In spite of the growing concern about SBS-related prosecutions, the medical community largely continues to support the diagnosis. Dr. Lori Frasier, a pediatric child abuse specialist in Hershey, Pennsylvania, on the board of the National Center on Shaken Baby Syndrome, told me that if caregivers are wrongfully convicted, that’s the fault of the justice system. “Our job is to do the medicine, not to rely on what happens in the courtroom.”
Kate Judson is the executive director of the Center for Integrity in Forensic Sciences, founded in 2017, which seeks to ensure that scientific evidence presented in criminal courts is valid and reliable. She says dubious cases involving SBS accusations land on her desk weekly. Judson told me the American Academy of Pediatrics and pediatricians who specialize in child abuse “have been extremely hostile to any suggestion that they may have gotten it wrong.”
New Evidence About Nikki
At Robert Roberson’s murder trial in 2003, the jury was told that Nikki’s symptoms could point only to one thing: that she’d been violently shaken. Even Roberson’s court-appointed attorney, the person charged with defending him, conceded throughout the trial that this was a “classic shaken baby” case.
Last September, Roberson’s attorney Gretchen Sween filed a petition for clemency that includes several new, exonerating findings. For instance, Nikki had been prescribed a drug that combines an antihistamine and a narcotic. Today the Mayo Clinic warns the medication “is not recommended in children. . . because of the increased risk of respiratory depression.”
The jury was also repeatedly told that Roberson’s lack of emotion should be viewed with suspicion, but in 2018 he was diagnosed with autism, which helps explain his flat demeanor.
Even the detective who helped convict Roberson, Brian Wharton, has since recanted. “Our bedrock accusation, ‘Shaken Baby Syndrome’ as used in Robert’s trial, is junk science,” he wrote in a letter to the Texas Board of Pardons and Paroles. “There is no evidence of a crime, much less a capital crime.”
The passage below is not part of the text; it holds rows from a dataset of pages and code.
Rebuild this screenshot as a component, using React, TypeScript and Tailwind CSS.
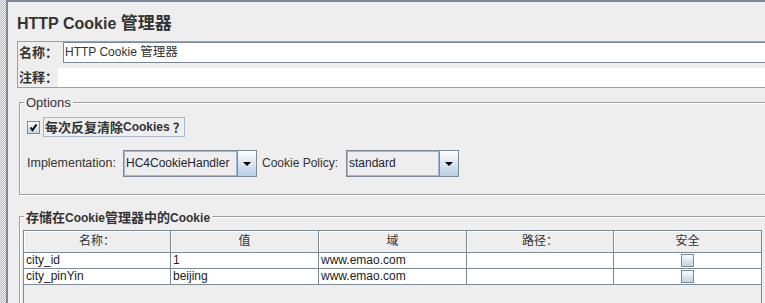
import React from "react";

function Arrow() {
  return (
    <svg width="8" height="4" viewBox="0 0 8 4">
      <polygon points="0,0 8,0 4,4" fill="#000000" />
    </svg>
  );
}

function Combo({ w, text }: { w: string; text: string }) {
  return (
    <div className={`flex h-[27px] border border-[#7a8a99] ${w}`}>
      <div className="flex-1 flex items-center bg-[#eeeeee] shadow-[inset_0_0_0_1px_#a3b8cc] pl-[2px] text-[12px] leading-[15px] text-[#222233]">
        {text}
      </div>
      <div className="w-[19px] border-l border-[#7a8a99] flex items-center justify-center bg-[linear-gradient(180deg,#ffffff_0%,#dde8f3_45%,#b8cfe5_100%)]">
        <Arrow />
      </div>
    </div>
  );
}

function SmallCheck({ checked }: { checked?: boolean }) {
  return (
    <div className="w-[13px] h-[13px] border border-[#7a8a99] bg-[linear-gradient(180deg,#ffffff_0%,#dce6f0_50%,#c4d4e4_100%)] flex items-center justify-center">
      {checked ? (
        <svg width="9" height="9" viewBox="0 0 9 9">
          <path d="M1.5 4.5 L3.5 7 L7.5 1.5" stroke="#000000" strokeWidth="2" fill="none" />
        </svg>
      ) : null}
    </div>
  );
}

const rows = [
  ["city_id", "1", "www.emao.com", ""],
  ["city_pinYin", "beijing", "www.emao.com", ""],
];

export default function App() {
  return (
    <div className='w-[765px] h-[303px] overflow-hidden flex bg-[#eeeeee] font-["Liberation_Sans","Noto_Sans_CJK_SC",sans-serif] text-[#333333]'>
      <div className="w-[6px] shrink-0 h-full bg-[image:repeating-conic-gradient(#b4c0cc_0%_25%,#eeeeee_0%_50%)] bg-[length:2px_2px]" />
      <div className="w-[800px] shrink-0 border-l-2 border-t-2 border-[#7a8a99] flex flex-col">
        <div className="ml-[9px] mt-[11px] leading-[21px] font-bold whitespace-nowrap">
          <span className="text-[16px]">HTTP Cookie </span>
          <span className="text-[17px]">管理器</span>
        </div>

        <div className="ml-[9px] mt-[7px] border border-[#a0a0a0] flex flex-col">
          <div className="flex h-[21px] items-center">
            <div className="w-[45px] pl-[1px] text-[13px] leading-[15px] font-bold">名称：</div>
            <div className="flex-1 h-full border border-[#7a8a99] bg-white text-[12px] leading-[19px] pl-[1px] whitespace-nowrap">
              HTTP Cookie <span className="text-[12.5px]">管理器</span>
            </div>
          </div>
          <div className="flex h-[19px] mt-[5px] items-center">
            <div className="w-[40px] pl-[1px] text-[13px] leading-[15px] font-bold">注释：</div>
            <div className="flex-1 h-full bg-white" />
          </div>
        </div>

        <div className="ml-[11px] mt-[14px] border border-[#a0a0a0] shadow-[inset_1px_1px_0_#ffffff,1px_1px_0_#ffffff] pb-[17px] flex flex-col">
          <div className="-mt-[8px] ml-[4px] w-fit px-[2px] bg-[#eeeeee] text-[13px] leading-[15px]">Options</div>
          <div className="mt-[7px] ml-[7px] h-[20px] flex items-center">
            <SmallCheck checked />
            <div className="ml-[3px] w-[142px] h-[20px] border border-[#a3b8cc] pl-[1px] flex items-center leading-[15px] font-bold whitespace-nowrap overflow-hidden">
              <span className="text-[13px]">每次反复清除</span>
              <span className="text-[12px]">Cookies</span>
              <span className="ml-[3px] text-[13px]">？</span>
            </div>
          </div>
          <div className="mt-[13px] ml-[7px] h-[27px] flex items-center">
            <div className="w-[96px] text-[12.5px] leading-[15px]">Implementation:</div>
            <Combo w="w-[134px]" text="HC4CookieHandler" />
            <div className="ml-[5px] w-[84px] text-[12px] leading-[15px]">Cookie Policy:</div>
            <Combo w="w-[113px]" text="standard" />
          </div>
        </div>

        <div className="ml-[11px] mt-[21px] border border-[#a0a0a0] shadow-[inset_1px_1px_0_#ffffff,1px_1px_0_#ffffff] flex flex-col h-[120px]">
          <div className="-mt-[8px] ml-[4px] w-fit px-[2px] bg-[#eeeeee] leading-[15px] font-bold whitespace-nowrap">
            <span className="text-[13px]">存储在</span>
            <span className="text-[12px]">Cookie</span>
            <span className="text-[13px]">管理器中的</span>
            <span className="text-[12px]">Cookie</span>
          </div>
          <div className="mt-[4px] ml-[3px] w-[739px] h-[100px] border border-[#7a8a99] flex flex-col">
            <div className="grid grid-cols-[147px_148px_148px_147px_147px] h-[22px] border-b border-[#7a8a99]">
              {["名称：", "值", "域", "路径：", "安全"].map((h, i) => (
                <div
                  key={h}
                  className={`${i < 4 ? "border-r border-[#7a8a99]" : ""} bg-[#eeeeee] shadow-[inset_1px_1px_0_#ffffff] text-center text-[12px] leading-[21px]`}
                >
                  {h}
                </div>
              ))}
            </div>
            {rows.map((r) => (
              <div key={r[0]} className="grid grid-cols-[147px_148px_148px_147px_147px] h-[16px] border-b border-[#7a8a99] bg-white">
                {r.map((c, i) => (
                  <div key={i} className="border-r border-[#7a8a99] pl-[2px] text-[12px] leading-[15px] text-[#222222] whitespace-nowrap overflow-hidden">
                    {c}
                  </div>
                ))}
                <div className="flex items-center justify-center">
                  <SmallCheck />
                </div>
              </div>
            ))}
          </div>
        </div>
      </div>
    </div>
  );
}
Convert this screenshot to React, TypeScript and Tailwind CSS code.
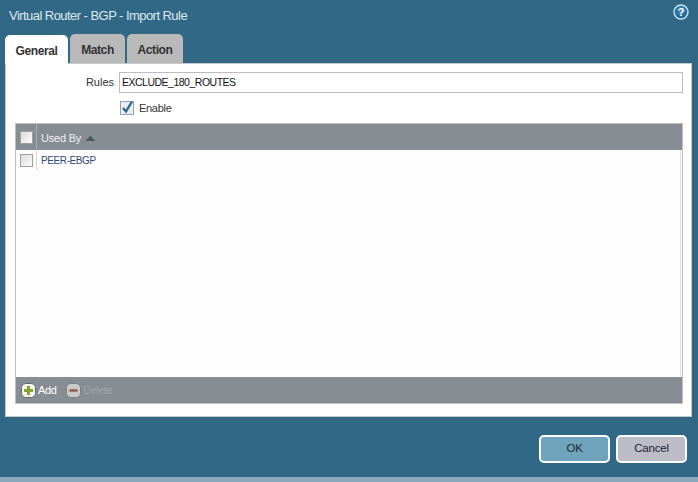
import React from "react";

function Check() {
  return (
    <span className="block w-[13px] h-[13px] border border-[#a0a0a0] bg-gradient-to-br from-[#dcdcdc] to-[#fbfbfb]" />
  );
}

const tab = "h-[29px] rounded-t-[5px] flex items-center justify-center pt-[2px] font-bold text-[12px] tracking-[-0.4px] text-[#333]";

export default function App() {
  return (
    <div className="w-[698px] h-[482px] overflow-hidden flex flex-col bg-[#316886] font-['Liberation_Sans',sans-serif] leading-none text-[#222]">
      <div className="h-[31px] shrink-0 flex items-start justify-between pl-[9px] pr-[9px]">
        <span className="mt-[8px] text-[13px] leading-[15px] text-[#dce9f0] tracking-[-0.55px]">Virtual Router - BGP - Import Rule</span>
        <svg width="16" height="16" viewBox="0 0 16 16" className="mt-[4px]">
          <defs>
            <radialGradient id="helpBall" cx="50%" cy="35%" r="70%">
              <stop offset="0%" stopColor="#3f8fc4" />
              <stop offset="100%" stopColor="#155a8c" />
            </radialGradient>
          </defs>
          <circle cx="8" cy="8" r="7" fill="url(#helpBall)" stroke="#cfe2ee" strokeWidth="1.4" />
          <text x="8" y="12" textAnchor="middle" fontSize="11" fontWeight="700" fill="#fff" fontFamily="Liberation Sans">?</text>
        </svg>
      </div>
      <div className="h-[32px] shrink-0 flex items-end pl-[5px] gap-[2px]">
        <div className={"w-[63px] mb-[-1px] z-10 bg-white " + tab}>General</div>
        <div className={"w-[55px] bg-[#b9b9b9] " + tab}>Match</div>
        <div className={"w-[56px] bg-[#b9b9b9] " + tab}>Action</div>
      </div>
      <div className="ml-[5px] mr-[6px] h-[354px] shrink-0 bg-white border border-[#c4c8cc] flex flex-col pl-[9px] pr-[8px]">
        <div className="flex items-center h-[21px] mt-[8px] shrink-0">
          <span className="w-[104px] text-right pr-[5px] text-[11px] text-[#333]">Rules</span>
          <div className="flex-1 h-[21px] border border-[#bdbdbd] flex items-center pl-[2px] text-[10.5px] tracking-[-0.5px] text-[#111]">EXCLUDE_180_ROUTES</div>
        </div>
        <div className="flex items-center h-[15px] mt-[7px] ml-[105px] shrink-0">
          <svg width="14" height="15" viewBox="0 0 14 15">
            <rect x="0.5" y="1.5" width="13" height="13" fill="#e9eef2" stroke="#9aa3aa" />
            <path d="M3 8 L6 11.5 L12 1.5" fill="none" stroke="#33688a" strokeWidth="2.4" />
          </svg>
          <span className="ml-[5px] pt-[2px] text-[11px] tracking-[-0.3px] text-[#333]">Enable</span>
        </div>
        <div className="mt-[8px] h-[281px] shrink-0 border border-[#bdbfc2] flex flex-col">
          <div className="h-[26px] shrink-0 bg-[#868d93] flex items-center">
            <div className="w-[21px] h-full border-r border-[#a6abb0] flex items-center justify-center">
              <Check />
            </div>
            <span className="ml-[4px] pt-[3px] text-[11px] tracking-[-0.2px] text-[#eef1f3]">Used By</span>
            <svg width="11" height="6" viewBox="0 0 11 6" className="ml-[4px] mt-[1px]">
              <path d="M0.5 6 L5.5 0.5 L10.5 6 Z" fill="#4e5a63" />
            </svg>
          </div>
          <div className="flex-1 bg-[#fdfdfd] flex items-start relative">
            <div className="w-[21px] h-[20px] border-r border-[#d8d8d8] flex items-center justify-center">
              <Check />
            </div>
            <span className="ml-[4px] mt-[6px] text-[10px] tracking-[-0.4px] text-[#2f4a78]">PEER-EBGP</span>
            <div className="absolute right-0 top-0 bottom-0 w-[2px] border-l border-[#e2e2e2]" />
          </div>
          <div className="h-[26px] shrink-0 bg-[#868d93] flex items-center pl-[5px]">
            <svg width="15" height="15" viewBox="0 0 15 15">
              <rect x="0.5" y="0.5" width="14" height="14" rx="4" fill="#f3f3f0" stroke="#5c6870" />
              <path d="M7.5 3 V12 M3 7.5 H12" stroke="#84a52a" strokeWidth="3" />
            </svg>
            <span className="ml-[2px] pt-[1px] text-[11px] tracking-[-0.4px] text-white">Add</span>
            <svg width="15" height="15" viewBox="0 0 15 15" className="ml-[10px]">
              <rect x="0.5" y="0.5" width="14" height="14" rx="4" fill="#c9c9c9" stroke="#777f85" />
              <path d="M3.5 7.5 H11.5" stroke="#8a5a48" strokeWidth="2.4" />
            </svg>
            <span className="ml-[2px] pt-[1px] text-[11px] tracking-[-0.5px] text-[#9fa4a8]">Delete</span>
          </div>
        </div>
      </div>
      <div className="flex-1 flex justify-end pr-[11px] pt-[18px] gap-[6px]">
        <div className="w-[71px] h-[28px] bg-[#6ea3bb] border-2 border-white rounded-[5px] flex items-center justify-center text-[11.5px] tracking-[-0.2px] text-[#1c2b36]">OK</div>
        <div className="w-[71px] h-[28px] bg-[#bcbdc6] border-2 border-white rounded-[5px] flex items-center justify-center text-[11.5px] tracking-[-0.2px] text-[#1c2430]">Cancel</div>
      </div>
      <div className="h-[5px] shrink-0 bg-[#8aa8bc]" />
    </div>
  );
}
On October 17, 2024, Roberson was scheduled to die, but he was saved by a bipartisan group of state legislators who issued a subpoena asking him to testify before them, which led to the Texas Supreme Court delaying his death. There is currently no execution date. But Sween says that could change at any moment.
In the petition she filed in February, Sween includes the findings of 10 pathologists who call the medical examiner’s determination of violence “not reliable.” There is also a new statement from a Roberson family friend who says child protective service caseworkers threatened to take her children away if she didn’t “get on board” with testifying against Robert. “This pressure did not work on me,” she said.
Last October, members of Nikki’s family on her mother’s side issued a statement calling for Roberson’s execution. It read, in part, “We believe his death sentence should be carried out based on the facts of this case, which remain true today, as well [as] the overwhelming evidence that was presented at the trial that led to the jury’s verdict.”
Roberson’s attorneys did not make him available for comment for this story. But members of his family have long stood behind him and continue to assert his innocence. In a statement to The Free Press, his younger brother Thomas said, “No one who knew Robert well believed he was capable of harming any child. And to this day, I am convinced that he could not have done what he was accused of doing. . . . Every time I visit Robert at the prison he is always smiling and so positive. He says he is in God’s hands.”